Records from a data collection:
-*-*-
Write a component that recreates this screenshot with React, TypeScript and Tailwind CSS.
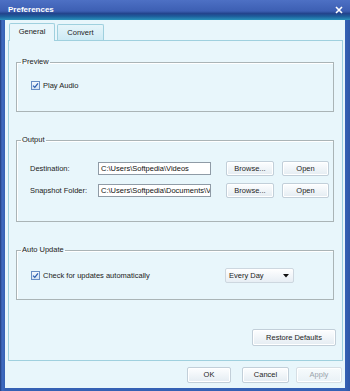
import React from "react";

function Btn({ children, className = "", disabled = false }: { children: React.ReactNode; className?: string; disabled?: boolean }) {
  return (
    <div
      className={
        "flex items-center justify-center rounded-[2px] border text-[7.5px] leading-none shadow-[inset_0_0_0_1px_#ffffff] " +
        (disabled
          ? "border-[#d6dfe5] bg-[linear-gradient(#f7fbfd,#e9f1f6)] text-[#9aa3ab] "
          : "border-[#c2cfd9] bg-[linear-gradient(#fdfeff,#e4ecf2)] text-[#1e1e1e] ") +
        className
      }
    >
      {children}
    </div>
  );
}

function Check() {
  return (
    <div className="w-[9px] h-[9px] shrink-0 border border-[#6a8ec4] bg-[linear-gradient(#f4f8fd,#d5e3f3)] flex items-center justify-center">
      <svg width="7" height="7" viewBox="0 0 7 7">
        <path d="M1 3.6 L2.8 5.4 L6 1.4" fill="none" stroke="#2c5fb0" strokeWidth="1.3" />
      </svg>
    </div>
  );
}

function Group({ title, className = "", children }: { title: string; className?: string; children: React.ReactNode }) {
  return (
    <fieldset className={"border border-[#aab4b6] shadow-[inset_1px_1px_0_#ffffff] " + className}>
      <legend className="ml-[4px] px-[1px] text-[7.5px] leading-[12px] text-[#222]">{title}</legend>
      {children}
    </fieldset>
  );
}

export default function App() {
  return (
    <div className="w-[350px] h-[391px] bg-[linear-gradient(to_right,#1f3a7a_0px,#3f6bc0_2px,#3561b4_5px,#3561b4_345px,#2f58a8_350px)] flex flex-col overflow-hidden [font-family:'Liberation_Sans',Arial,sans-serif]">
      {/* Title bar */}
      <div className="h-[20px] shrink-0 flex items-center justify-between pl-[8px] pr-[7px] bg-[linear-gradient(to_bottom,#4d70c4_0%,#3d5fb3_55%,#22448c_68%,#1d5f9c_82%,#2a92bc_100%)]">
        <span className="text-white font-bold text-[8px] leading-none">Preferences</span>
        <svg width="8" height="8" viewBox="0 0 8 8">
          <path d="M1 1 L7 7 M7 1 L1 7" stroke="#ffffff" strokeWidth="1.6" />
        </svg>
      </div>

      {/* Body */}
      <div className="flex-1 mx-[5px] mb-[3px] bg-[#e8f6fb] flex flex-col">
        {/* Tabs */}
        <div className="h-[20px] pt-[3px] pl-[4px] flex items-end">
          <div className="relative z-10 h-[18px] -mb-[1px] w-[46px] border border-b-0 border-[#9fd0de] rounded-t-[2px] bg-[#e8f6fb] flex items-center justify-center text-[7.5px] text-[#222] pb-[1px]">
            General
          </div>
          <div className="h-[16px] w-[47px] ml-[2px] border border-b-0 border-[#9fd0de] rounded-t-[2px] bg-[linear-gradient(#e6f5fa,#cdeaf4)] flex items-center justify-center text-[7.5px] text-[#222]">
            Convert
          </div>
        </div>

        {/* Panel */}
        <div className="ml-[3px] w-[335px] h-[321px] border border-[#9fd0de] flex flex-col pl-[7px] pr-[8px]">
          <Group title="Preview" className="mt-[15px] h-[56px]">
            <div className="mt-[11px] pl-[14px] h-[13px] flex items-center">
              <Check />
              <span className="ml-[3px] text-[7.5px] text-[#222]">Play Audio</span>
            </div>
          </Group>

          <Group title="Output" className="mt-[22px] h-[88px]">
            <div className="pt-[15px] pl-[13px] flex flex-col gap-[7px]">
              <div className="h-[15px] flex items-center">
                <span className="w-[68px] text-[7.5px] text-[#222]">Destination:</span>
                <div className="w-[113px] h-[13px] border border-[#8f9ba6] bg-white flex items-center pl-[2px] text-[7.5px] text-[#111] whitespace-nowrap overflow-hidden">
                  C:\Users\Softpedia\Videos
                </div>
                <Btn className="ml-[15px] w-[48px] h-[15px]">Browse...</Btn>
                <Btn className="ml-[8px] w-[47px] h-[15px]">Open</Btn>
              </div>
              <div className="h-[15px] flex items-center">
                <span className="w-[68px] text-[7.5px] text-[#222]">Snapshot Folder:</span>
                <div className="w-[113px] h-[13px] border border-[#8f9ba6] bg-white flex items-center pl-[2px] text-[7.5px] text-[#111] whitespace-nowrap overflow-hidden">
                  C:\Users\Softpedia\Documents\Videos
                </div>
                <Btn className="ml-[15px] w-[48px] h-[15px]">Browse...</Btn>
                <Btn className="ml-[8px] w-[47px] h-[15px]">Open</Btn>
              </div>
            </div>
          </Group>

          <Group title="Auto Update" className="mt-[22px] h-[56px]">
            <div className="pt-[12px] pl-[14px] pr-[39px] h-[27px] flex items-center">
              <Check />
              <span className="ml-[3px] text-[7.5px] text-[#222]">Check for updates automatically</span>
              <div className="ml-auto w-[69px] h-[15px] rounded-[2px] border border-[#cdd7df] bg-[linear-gradient(#ffffff,#e7eef4)] flex items-center justify-between pl-[3px] pr-[4px] text-[7.5px] text-[#222]">
                <span>Every Day</span>
                <svg width="6" height="4" viewBox="0 0 6 4">
                  <path d="M0 0 L6 0 L3 3.5 Z" fill="#111" />
                </svg>
              </div>
            </div>
          </Group>

          <Btn className="mt-[29px] self-end mr-[-2px] w-[84px] h-[17px]">Restore Defaults</Btn>
        </div>

        {/* Bottom buttons */}
        <div className="mt-[6px] flex justify-end pr-[3px]">
          <Btn className="w-[44px] h-[16px]">OK</Btn>
          <Btn className="ml-[11px] w-[47px] h-[16px]">Cancel</Btn>
          <Btn disabled className="ml-[7px] w-[46px] h-[16px]">Apply</Btn>
        </div>
      </div>
    </div>
  );
}
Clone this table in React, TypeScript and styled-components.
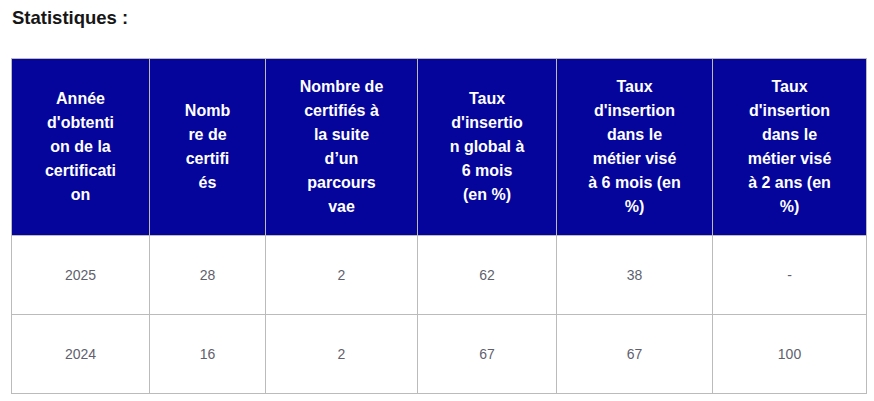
import styled, { createGlobalStyle } from "styled-components";

const GlobalStyle = createGlobalStyle`
  html, body {
    margin: 0;
    padding: 0;
    background: #ffffff;
  }
  body {
    font-family: "Liberation Sans", Arial, sans-serif;
    color: #161616;
  }
`;

const Page = styled.div`
  padding: 4px 8px 0 11px;
`;

const Title = styled.h2`
  margin: 0 0 26px 1px;
  font-size: 18.5px;
  line-height: 28px;
  font-weight: 700;
  color: #161616;
`;

const Table = styled.table`
  border-collapse: collapse;
  table-layout: fixed;
  width: 856px;
`;

const HeadCell = styled.th<{ $pad: number }>`
  background: #05059b;
  color: #ffffff;
  font-size: 16px;
  line-height: 24px;
  font-weight: 700;
  text-align: center;
  vertical-align: middle;
  padding: 16px ${(p) => p.$pad}px;
  border: 1px solid #bbbbbb;
  overflow-wrap: anywhere;
`;

const Cell = styled.td`
  color: #5f5f6e;
  font-size: 14px;
  line-height: 24px;
  text-align: center;
  vertical-align: middle;
  padding: 27px 16px;
  border: 1px solid #bbbbbb;
`;

const columns = [
  { label: "Année d'obtention de la certification", width: 138, pad: 32 },
  { label: "Nombre de certifiés", width: 116, pad: 33 },
  { label: "Nombre de certifiés à la suite d’un parcours vae", width: 152, pad: 30 },
  { label: "Taux d'insertion global à 6 mois (en %)", width: 139, pad: 30 },
  { label: "Taux d'insertion dans le métier visé à 6 mois (en %)", width: 156, pad: 30 },
  { label: "Taux d'insertion dans le métier visé à 2 ans (en %)", width: 154, pad: 30 },
];

const rows = [
  ["2025", "28", "2", "62", "38", "-"],
  ["2024", "16", "2", "67", "67", "100"],
];

export default function App() {
  return (
    <>
      <GlobalStyle />
      <Page>
        <Title>Statistiques :</Title>
        <Table>
          <colgroup>
            {columns.map((c) => (
              <col key={c.label} style={{ width: c.width }} />
            ))}
          </colgroup>
          <thead>
            <tr>
              {columns.map((c) => (
                <HeadCell key={c.label} $pad={c.pad}>
                  {c.label}
                </HeadCell>
              ))}
            </tr>
          </thead>
          <tbody>
            {rows.map((r) => (
              <tr key={r[0]}>
                {r.map((v, i) => (
                  <Cell key={i}>{v}</Cell>
                ))}
              </tr>
            ))}
          </tbody>
        </Table>
      </Page>
    </>
  );
}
-*-*-
§ **TASK**
Starting at the first line of the material, output exactly the lines up to and including the one with "import React from". Do not include the pictures.

§ **CORRECT RESULT**
Write a component that recreates this screenshot with React, TypeScript and Tailwind CSS.
import React from "react";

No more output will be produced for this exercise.